(Stored data)
┄┄┄┄┄┄
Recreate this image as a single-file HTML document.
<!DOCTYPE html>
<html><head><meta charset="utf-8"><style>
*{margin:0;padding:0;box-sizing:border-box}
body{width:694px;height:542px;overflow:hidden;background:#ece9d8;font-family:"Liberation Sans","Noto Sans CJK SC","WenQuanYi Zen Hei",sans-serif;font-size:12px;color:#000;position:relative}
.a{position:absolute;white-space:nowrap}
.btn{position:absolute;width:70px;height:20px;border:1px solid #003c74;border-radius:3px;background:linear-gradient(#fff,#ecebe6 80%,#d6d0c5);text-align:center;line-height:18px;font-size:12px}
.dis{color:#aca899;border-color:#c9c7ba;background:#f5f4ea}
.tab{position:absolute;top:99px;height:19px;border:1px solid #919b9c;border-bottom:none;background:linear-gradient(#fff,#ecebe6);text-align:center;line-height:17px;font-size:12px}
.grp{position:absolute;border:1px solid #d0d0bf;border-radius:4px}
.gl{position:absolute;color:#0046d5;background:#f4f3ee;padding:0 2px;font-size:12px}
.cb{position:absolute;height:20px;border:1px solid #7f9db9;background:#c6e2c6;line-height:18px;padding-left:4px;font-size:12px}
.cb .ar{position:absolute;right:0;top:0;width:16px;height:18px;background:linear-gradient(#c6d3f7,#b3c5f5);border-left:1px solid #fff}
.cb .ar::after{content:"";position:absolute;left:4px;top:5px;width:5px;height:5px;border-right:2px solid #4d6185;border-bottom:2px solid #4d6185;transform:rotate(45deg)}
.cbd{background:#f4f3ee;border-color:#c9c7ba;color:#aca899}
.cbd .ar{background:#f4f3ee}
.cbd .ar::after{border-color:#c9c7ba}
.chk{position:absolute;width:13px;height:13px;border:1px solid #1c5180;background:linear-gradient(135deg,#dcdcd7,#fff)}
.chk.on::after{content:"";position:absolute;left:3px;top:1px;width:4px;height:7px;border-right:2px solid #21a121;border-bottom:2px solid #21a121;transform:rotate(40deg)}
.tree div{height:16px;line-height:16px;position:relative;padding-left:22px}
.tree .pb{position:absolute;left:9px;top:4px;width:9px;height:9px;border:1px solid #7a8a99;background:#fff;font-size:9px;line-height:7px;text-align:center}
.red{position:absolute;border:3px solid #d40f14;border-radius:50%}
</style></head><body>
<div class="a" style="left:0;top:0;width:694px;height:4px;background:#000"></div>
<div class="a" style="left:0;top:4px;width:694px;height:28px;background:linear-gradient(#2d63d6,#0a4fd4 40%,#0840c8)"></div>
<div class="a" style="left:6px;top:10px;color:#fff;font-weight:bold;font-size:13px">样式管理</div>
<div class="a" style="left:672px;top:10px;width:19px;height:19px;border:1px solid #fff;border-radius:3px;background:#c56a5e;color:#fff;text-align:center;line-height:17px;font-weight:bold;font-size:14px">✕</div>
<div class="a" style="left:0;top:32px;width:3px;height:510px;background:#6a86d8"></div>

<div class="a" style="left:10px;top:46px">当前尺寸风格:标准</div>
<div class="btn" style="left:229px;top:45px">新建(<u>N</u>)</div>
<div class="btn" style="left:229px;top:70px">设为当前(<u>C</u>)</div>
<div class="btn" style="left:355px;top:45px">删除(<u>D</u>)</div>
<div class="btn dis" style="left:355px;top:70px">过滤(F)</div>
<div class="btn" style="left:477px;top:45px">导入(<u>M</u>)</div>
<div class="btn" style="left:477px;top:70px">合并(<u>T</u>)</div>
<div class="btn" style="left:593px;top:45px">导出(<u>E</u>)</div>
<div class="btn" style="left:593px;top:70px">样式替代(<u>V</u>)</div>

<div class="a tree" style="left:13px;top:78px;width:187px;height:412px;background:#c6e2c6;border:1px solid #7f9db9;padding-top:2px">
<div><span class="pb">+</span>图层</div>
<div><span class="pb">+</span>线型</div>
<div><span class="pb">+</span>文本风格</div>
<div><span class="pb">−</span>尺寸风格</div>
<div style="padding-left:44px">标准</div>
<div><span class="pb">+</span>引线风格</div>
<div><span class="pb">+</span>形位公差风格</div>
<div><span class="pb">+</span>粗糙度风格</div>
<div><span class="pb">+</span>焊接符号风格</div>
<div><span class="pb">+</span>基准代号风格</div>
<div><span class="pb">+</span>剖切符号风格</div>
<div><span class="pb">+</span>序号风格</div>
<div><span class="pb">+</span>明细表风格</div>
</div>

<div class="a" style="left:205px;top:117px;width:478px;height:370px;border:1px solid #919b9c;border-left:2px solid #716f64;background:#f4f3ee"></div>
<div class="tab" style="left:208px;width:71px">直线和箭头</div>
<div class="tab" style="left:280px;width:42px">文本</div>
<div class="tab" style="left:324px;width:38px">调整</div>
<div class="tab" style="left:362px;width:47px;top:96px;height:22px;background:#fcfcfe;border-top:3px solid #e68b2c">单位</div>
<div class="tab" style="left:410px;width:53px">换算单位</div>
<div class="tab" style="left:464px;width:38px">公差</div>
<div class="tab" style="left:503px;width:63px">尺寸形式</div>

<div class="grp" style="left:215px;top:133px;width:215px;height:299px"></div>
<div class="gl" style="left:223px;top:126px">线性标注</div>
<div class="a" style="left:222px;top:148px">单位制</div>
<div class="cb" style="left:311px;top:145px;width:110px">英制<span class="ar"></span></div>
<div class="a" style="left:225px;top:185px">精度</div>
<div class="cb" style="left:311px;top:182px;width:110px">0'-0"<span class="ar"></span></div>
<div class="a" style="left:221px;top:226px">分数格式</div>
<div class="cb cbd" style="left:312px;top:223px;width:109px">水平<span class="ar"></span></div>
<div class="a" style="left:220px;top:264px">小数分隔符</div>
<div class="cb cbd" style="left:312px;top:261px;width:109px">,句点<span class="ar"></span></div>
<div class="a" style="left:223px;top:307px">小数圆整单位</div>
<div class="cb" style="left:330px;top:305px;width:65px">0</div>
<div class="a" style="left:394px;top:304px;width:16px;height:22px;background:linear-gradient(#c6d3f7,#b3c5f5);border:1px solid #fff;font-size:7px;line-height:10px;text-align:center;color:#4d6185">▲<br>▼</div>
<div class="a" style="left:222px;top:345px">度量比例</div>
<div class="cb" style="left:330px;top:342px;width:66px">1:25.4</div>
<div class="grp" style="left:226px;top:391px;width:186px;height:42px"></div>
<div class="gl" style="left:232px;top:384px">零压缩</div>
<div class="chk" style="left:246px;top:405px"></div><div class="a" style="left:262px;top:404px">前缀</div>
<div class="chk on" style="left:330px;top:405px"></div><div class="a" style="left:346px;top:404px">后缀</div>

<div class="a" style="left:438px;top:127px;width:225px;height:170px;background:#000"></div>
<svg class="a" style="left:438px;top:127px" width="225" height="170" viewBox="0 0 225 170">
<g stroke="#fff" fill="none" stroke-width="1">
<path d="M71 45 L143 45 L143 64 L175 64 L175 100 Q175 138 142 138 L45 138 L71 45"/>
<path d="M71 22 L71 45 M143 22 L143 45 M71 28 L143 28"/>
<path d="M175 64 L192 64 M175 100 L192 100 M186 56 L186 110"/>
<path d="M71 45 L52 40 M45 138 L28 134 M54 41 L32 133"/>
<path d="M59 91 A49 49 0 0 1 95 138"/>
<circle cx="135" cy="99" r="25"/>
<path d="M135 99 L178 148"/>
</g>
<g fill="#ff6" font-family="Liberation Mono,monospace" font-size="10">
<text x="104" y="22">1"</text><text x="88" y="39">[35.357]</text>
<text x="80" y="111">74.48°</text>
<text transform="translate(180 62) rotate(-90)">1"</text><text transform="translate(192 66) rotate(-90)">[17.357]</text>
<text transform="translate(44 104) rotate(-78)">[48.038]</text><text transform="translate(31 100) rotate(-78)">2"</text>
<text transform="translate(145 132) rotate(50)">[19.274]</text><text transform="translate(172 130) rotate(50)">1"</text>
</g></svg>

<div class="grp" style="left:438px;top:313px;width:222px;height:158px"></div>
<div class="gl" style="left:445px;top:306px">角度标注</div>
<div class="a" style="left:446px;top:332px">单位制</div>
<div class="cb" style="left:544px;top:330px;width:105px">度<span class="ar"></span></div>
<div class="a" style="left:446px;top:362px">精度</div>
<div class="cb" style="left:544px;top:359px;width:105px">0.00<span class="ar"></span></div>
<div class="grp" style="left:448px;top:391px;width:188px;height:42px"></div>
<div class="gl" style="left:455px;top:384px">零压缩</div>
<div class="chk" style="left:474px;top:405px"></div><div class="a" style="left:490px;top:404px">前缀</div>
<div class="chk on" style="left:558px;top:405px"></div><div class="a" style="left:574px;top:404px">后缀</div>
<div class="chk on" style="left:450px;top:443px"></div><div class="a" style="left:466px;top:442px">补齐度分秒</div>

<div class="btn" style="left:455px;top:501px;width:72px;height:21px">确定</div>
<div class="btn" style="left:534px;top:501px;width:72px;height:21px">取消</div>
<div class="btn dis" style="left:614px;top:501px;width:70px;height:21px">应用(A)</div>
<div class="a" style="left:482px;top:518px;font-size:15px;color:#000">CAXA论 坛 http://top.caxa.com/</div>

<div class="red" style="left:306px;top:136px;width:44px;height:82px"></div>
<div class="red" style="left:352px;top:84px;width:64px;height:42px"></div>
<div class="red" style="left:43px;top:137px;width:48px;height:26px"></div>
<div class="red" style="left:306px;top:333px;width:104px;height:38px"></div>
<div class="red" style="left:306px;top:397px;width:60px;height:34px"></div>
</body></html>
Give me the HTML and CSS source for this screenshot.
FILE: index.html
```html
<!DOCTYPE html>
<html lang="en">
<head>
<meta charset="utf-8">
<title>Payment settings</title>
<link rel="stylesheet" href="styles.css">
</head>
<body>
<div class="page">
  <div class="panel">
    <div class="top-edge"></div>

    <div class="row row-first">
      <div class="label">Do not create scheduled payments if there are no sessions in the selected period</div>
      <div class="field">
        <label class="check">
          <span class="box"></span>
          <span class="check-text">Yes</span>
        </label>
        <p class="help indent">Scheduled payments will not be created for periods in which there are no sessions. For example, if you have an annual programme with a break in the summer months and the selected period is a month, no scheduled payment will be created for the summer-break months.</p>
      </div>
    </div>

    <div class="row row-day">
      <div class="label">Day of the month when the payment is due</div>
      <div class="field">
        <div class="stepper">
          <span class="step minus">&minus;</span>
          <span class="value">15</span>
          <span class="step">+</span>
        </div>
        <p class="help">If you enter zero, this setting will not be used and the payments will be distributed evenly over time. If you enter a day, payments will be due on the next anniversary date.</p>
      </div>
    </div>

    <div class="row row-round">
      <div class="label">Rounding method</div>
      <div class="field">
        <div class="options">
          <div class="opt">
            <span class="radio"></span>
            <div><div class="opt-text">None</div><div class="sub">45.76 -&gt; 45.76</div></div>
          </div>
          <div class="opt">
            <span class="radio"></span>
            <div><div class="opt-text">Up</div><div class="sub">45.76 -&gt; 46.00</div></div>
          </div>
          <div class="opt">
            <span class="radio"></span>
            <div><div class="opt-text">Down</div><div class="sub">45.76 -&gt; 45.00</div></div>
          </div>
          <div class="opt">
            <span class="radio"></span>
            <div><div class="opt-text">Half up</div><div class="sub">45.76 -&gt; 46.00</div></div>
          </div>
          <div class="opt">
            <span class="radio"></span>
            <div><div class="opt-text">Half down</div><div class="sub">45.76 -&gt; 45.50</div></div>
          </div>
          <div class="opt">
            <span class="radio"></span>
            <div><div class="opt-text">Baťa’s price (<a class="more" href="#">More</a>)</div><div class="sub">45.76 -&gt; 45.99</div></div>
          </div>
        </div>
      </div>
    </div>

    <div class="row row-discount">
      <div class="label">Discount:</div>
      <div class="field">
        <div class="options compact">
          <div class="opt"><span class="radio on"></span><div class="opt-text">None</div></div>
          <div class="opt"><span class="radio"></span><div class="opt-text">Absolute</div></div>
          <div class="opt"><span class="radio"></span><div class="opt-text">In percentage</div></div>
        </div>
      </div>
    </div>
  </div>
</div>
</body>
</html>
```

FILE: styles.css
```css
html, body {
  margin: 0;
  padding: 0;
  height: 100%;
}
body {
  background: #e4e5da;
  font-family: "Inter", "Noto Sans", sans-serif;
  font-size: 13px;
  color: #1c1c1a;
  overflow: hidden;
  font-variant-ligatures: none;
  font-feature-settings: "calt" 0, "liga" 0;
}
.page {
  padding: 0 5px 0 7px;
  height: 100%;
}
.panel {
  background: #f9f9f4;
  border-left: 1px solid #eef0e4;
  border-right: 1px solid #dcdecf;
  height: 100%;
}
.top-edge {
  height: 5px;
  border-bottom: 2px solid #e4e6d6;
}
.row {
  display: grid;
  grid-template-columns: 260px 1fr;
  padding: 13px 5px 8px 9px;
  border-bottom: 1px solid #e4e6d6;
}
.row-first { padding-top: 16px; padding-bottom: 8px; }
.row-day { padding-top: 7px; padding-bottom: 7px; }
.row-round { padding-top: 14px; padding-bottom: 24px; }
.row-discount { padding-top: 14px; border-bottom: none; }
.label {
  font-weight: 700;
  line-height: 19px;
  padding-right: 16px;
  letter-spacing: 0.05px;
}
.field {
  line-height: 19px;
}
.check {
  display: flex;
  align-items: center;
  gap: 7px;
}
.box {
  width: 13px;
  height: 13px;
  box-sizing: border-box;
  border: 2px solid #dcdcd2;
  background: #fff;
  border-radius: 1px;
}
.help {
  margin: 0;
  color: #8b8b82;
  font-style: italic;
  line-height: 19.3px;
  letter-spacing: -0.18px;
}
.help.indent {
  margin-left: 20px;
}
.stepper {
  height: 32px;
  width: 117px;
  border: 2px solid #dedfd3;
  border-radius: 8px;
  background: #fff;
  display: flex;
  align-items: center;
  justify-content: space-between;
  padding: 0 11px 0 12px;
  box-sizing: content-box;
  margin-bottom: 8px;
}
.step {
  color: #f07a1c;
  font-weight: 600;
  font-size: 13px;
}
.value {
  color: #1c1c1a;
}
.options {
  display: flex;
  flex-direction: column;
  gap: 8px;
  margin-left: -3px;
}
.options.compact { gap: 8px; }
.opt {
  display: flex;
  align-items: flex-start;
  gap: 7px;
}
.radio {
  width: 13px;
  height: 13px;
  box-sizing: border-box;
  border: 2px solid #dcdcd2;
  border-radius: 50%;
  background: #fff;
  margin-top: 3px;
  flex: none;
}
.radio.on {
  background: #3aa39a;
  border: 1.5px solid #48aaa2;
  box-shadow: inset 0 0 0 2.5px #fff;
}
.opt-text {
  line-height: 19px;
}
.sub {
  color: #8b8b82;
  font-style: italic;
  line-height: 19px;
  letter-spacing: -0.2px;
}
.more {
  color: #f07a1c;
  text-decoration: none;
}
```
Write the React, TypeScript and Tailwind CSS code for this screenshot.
┄┄┄┄┄┄
#### Problem to work on
Locate and copy each line in the data above that includes the word "screenshot".

#### Answer to the problem
Give me the HTML and CSS source for this screenshot.
Write the React, TypeScript and Tailwind CSS code for this screenshot.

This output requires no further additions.